Какое такое созвучие ударит по молчащим струнам и создаст так нужное сейчас обстоятельство. Память пробуждается от совершенно неожиданных намеков и звучаний. Каждый может припомнить, какие, казалось бы, случайные и даже нелепые условия вызывали в нем самые нужные сведения, будто бы уже давно затонувшие. Когда-то думалось:
"Роман, поэма, философское сочинение даже в целом своем виде иногда не дадут определенного пластического образа. Тогда как пролетит в окне птица, застучит дождь по крыше, как-то особенно проскрипит дверь — и тотчас врывается какой-то неожиданный элемент, вдруг тут-то и возникнет что-то самое главное, живой и глубоко жизненный образ того, что звучало в речи, в музыке или в философской мысли, но всегда проходило как-то неожиданно и как бы вскользь…"

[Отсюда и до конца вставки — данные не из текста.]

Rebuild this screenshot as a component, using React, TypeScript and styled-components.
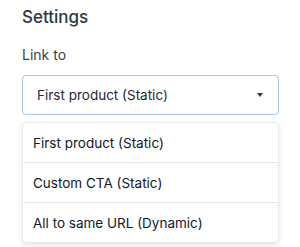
import React from "react";
import styled, { createGlobalStyle } from "styled-components";

const GlobalStyle = createGlobalStyle`
  body {
    margin: 0;
    background: #ffffff;
    font-family: "Inter", "Liberation Sans", sans-serif;
  }
`;

const Panel = styled.div`
  width: 300px;
  height: 247px;
  box-sizing: border-box;
  padding: 7px 21px 0 22px;
  display: flex;
  flex-direction: column;
`;

const Title = styled.h2`
  margin: 0;
  font-size: 17px;
  line-height: 20px;
  font-weight: 500;
  color: #2d3748;
`;

const Label = styled.label`
  margin-top: 19px;
  font-size: 14px;
  line-height: 18px;
  color: #374151;
`;

const SelectBox = styled.div`
  margin-top: 11px;
  height: 40px;
  box-sizing: border-box;
  border: 1px solid #a3c6f2;
  border-radius: 4px;
  padding: 0 15px 0 14px;
  display: flex;
  align-items: center;
  justify-content: space-between;
  font-size: 13.5px;
  color: #1f2937;
`;

const Caret = styled.span`
  width: 0;
  height: 0;
  border-left: 3.5px solid transparent;
  border-right: 3.5px solid transparent;
  border-top: 4px solid #2d3748;
`;

const Menu = styled.ul`
  margin: 7px 0 0;
  padding: 0;
  list-style: none;
  border: 1px solid #e8eaee;
  border-radius: 4px;
  box-shadow: 0 2px 5px rgba(30, 41, 59, 0.12);
  background: #ffffff;
`;

const Option = styled.li`
  height: 40px;
  box-sizing: border-box;
  display: flex;
  align-items: center;
  padding: 0 10px;
  font-size: 13.5px;
  color: #111827;
  border-top: 1px solid #e5e7eb;
  &:first-child {
    border-top: none;
    height: 39px;
  }
`;

const options = [
  "First product (Static)",
  "Custom CTA (Static)",
  "All to same URL (Dynamic)",
];

export default function App() {
  return (
    <>
      <GlobalStyle />
      <Panel>
        <Title>Settings</Title>
        <Label>Link to</Label>
        <SelectBox>
          <span>First product (Static)</span>
          <Caret />
        </SelectBox>
        <Menu>
          {options.map((o) => (
            <Option key={o}>{o}</Option>
          ))}
        </Menu>
      </Panel>
    </>
  );
}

Неожиданные многозначительные шумы и звоны, шелест крыла птицы, сверкание бабочек, а не то и самые, казалось бы, прозаические отзвуки жизни, они, как кремень, высекают искры в хранилищах памяти.
Воображение — ведь та же память. Плотно уложено накопленное сокровище. Никаким человеческим определением не обозначить, как именно и когда именно будут опять вызваны к жизни эти склады поучительные. Ясно одно, что, чем меньше будет в них пыли, тем проще можно сделать из них полезные выемки. И еще одно обстоятельство необходимо — нужно приступать к ним в полном бесстрашии.
Когда ребенку дают в руки кремень и металл, чтобы он впервые попробовал высечь искру огня, то непременно ободрят его предложением: не бойся. В страхе удар будет неверен, и само появление живоносного огня не будет так поразительно и убедительно. Но если ребенок не боится и сразу высечет дождь искр, то у него останется навсегда светлое представление о том, что добыть огонь вовсе не так трудно. Он избежит, тоже навсегда, страха и неуверенности. А когда-то в будущем он вспомнит этот свой первый опыт мужества и поблагодарит мысленно тех, которые его научили не бояться.